D'abord, deux chiffres pour atterrer - et éviter de penser que cela ne concerne que les autres... : en 2003, près d'une femme sur dix en France est victime de violences spécifiquement de genre, perpétrées très majoritairement au sein du couple et/ou par des proches connus (ex. parent ou ex-compagnon) ; et tous les quatre jours, une femme en meurt.
Ensuite, bien que le droit international soit riche et évolutif sur le sujet, ayant a minima l'immense mérite de régler définitivement le prétexte du culturalisme grâce à sa nature internationale et négociée, surtout sous la houlette des organisations fondées autour des droits humains, la législation française, quant à elle, paraît très récente, souvent hésitante voire carrément inadaptée, comme chaque fois qu'il s'agit de faire face à des problèmes de discriminations (ici, de genre) : 1994 pour l'introduction dans le nouveau Code pénal d'une circonstance aggravante lorsque les violences criminelles ou délictuelles sont le fait du conjoint ; 2005 pour le référé violence (éviction du conjoint violent) ; 2003 pour la "loi de sécurité intérieure" (la fameuse et fort critiquable "loi Sarkozy" l. n° 2003-239) qui fait glisser la question de la traite vers une problématique d'ordre public et de proxénétisme... [loi en partie récemment abrogée, en ce qui concerne la prostitution, comme on le sait], laquelle fait cavalièrement fi du Protocole de Palerme, soucieuse comme elle était surtout de la sévérité du "Code de l'entrée et du séjour des étrangers et du droit d'asile"...

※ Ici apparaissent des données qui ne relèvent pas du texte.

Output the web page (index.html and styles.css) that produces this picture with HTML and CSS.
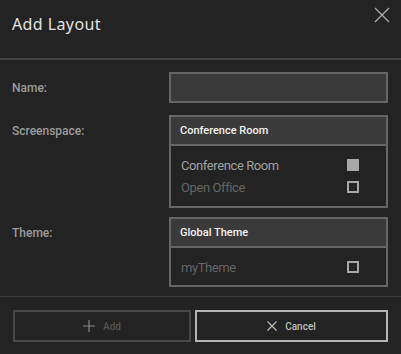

Une pensée m'a accompagné pendant toute la lecture :
"Un certain nombre d'idées préconçues persistent, par ex. sur le fait que la violence serait une conséquence de l'alcoolisme, ou encore de troubles d'ordre psychologique tant chez l'auteur que chez la victime. Certains préférerons voir dans ces actes la marque d'une culture particulière ou d'une classe sociale défavorisée. La violence pourtant touche toutes les femmes, quelles que soient leur origine et leur occupation. L'ENVEFF a permis de montrer que la fréquence des situations de violence au sein du couple ne dépend pas du capital scolaire des femmes et des hommes, et qu'elle touche toutes les catégories sociales dans des proportions très proches." (p. 31).

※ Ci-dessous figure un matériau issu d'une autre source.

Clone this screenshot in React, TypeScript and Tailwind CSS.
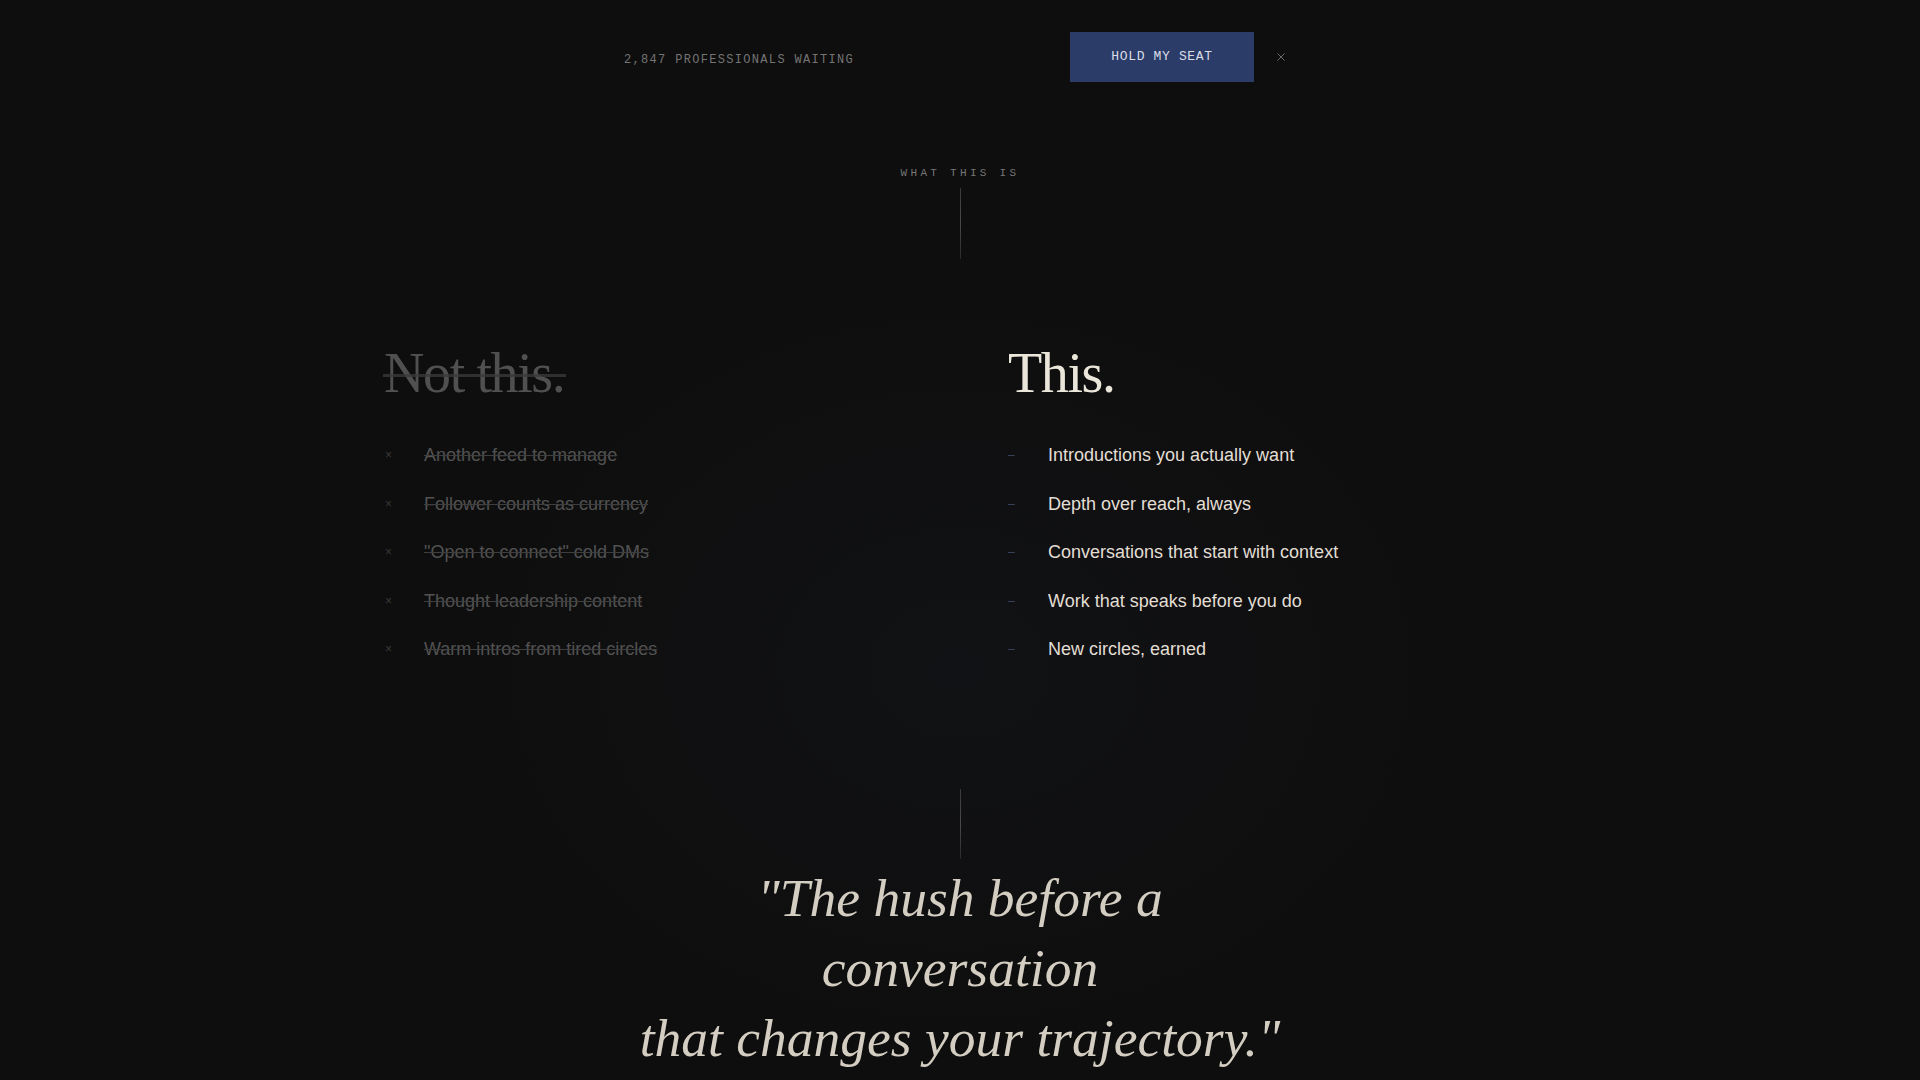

De la même manière : pourquoi avoir recours à la médiation pénale dans le cas des violences conjugales, comme s'il s'agissait d'un différend entre les intérêts légitimes de deux parties placées sur un plan d'égalité ? (p. 70-71).
Ou encore, gravissime, pourquoi faire des victimes d'une traite aux fins de la prostitution, dignes de reconnaissance d'un statut d'esclave et conformément à la Convention du Conseil de l'Europe sur la lutte contre la traite des êtres humains, plutôt des délinquantes, doublement délinquantes même, jusqu'à il y a quelques mois, pour l'infraction de racolage (abrogé) et pour immigration clandestine ? Pourquoi réduire les réseaux de traite au rang du proxénétisme, par absence d'une dénonciation impossible de la part de victimes qui n'auraient aucune protection contre les représailles en France ni dans les pays d'origine et ne bénéficieraient pratiquement d'aucune contrepartie ?
Ou enfin pourquoi, contrairement au juste zèle déployé pour éradiquer les mutilations sexuelles féminines opérées en France, adopter la politique de l'autruche lorsque l'opération est accomplie à l'étranger sur des (futures ou déjà actuelles) citoyennes françaises, et pourquoi refuser le délai de prescription spéciale de vingt ans prévue en matière de viol et d'infractions sexuelles sur mineurs (depuis 2004 seulement) ?
La réponse que je me suis donnée est la même dans tous les cas : la tentative (peut-être en partie inconsciente) de refuser de reconnaître la violence simplement pour ce qu'elle est. Comme s'il s'agissait à chaque fois de quelque chose d'autre que de la violence de genre : de rapports familiaux ou de couple, de prostituées étrangères (et clandestines, de surcroît !), de "leur culture à eux"... En fait, au lieu d'éradiquer une discrimination, on en renforce d'autres (racistes, classistes, sexistes etc.).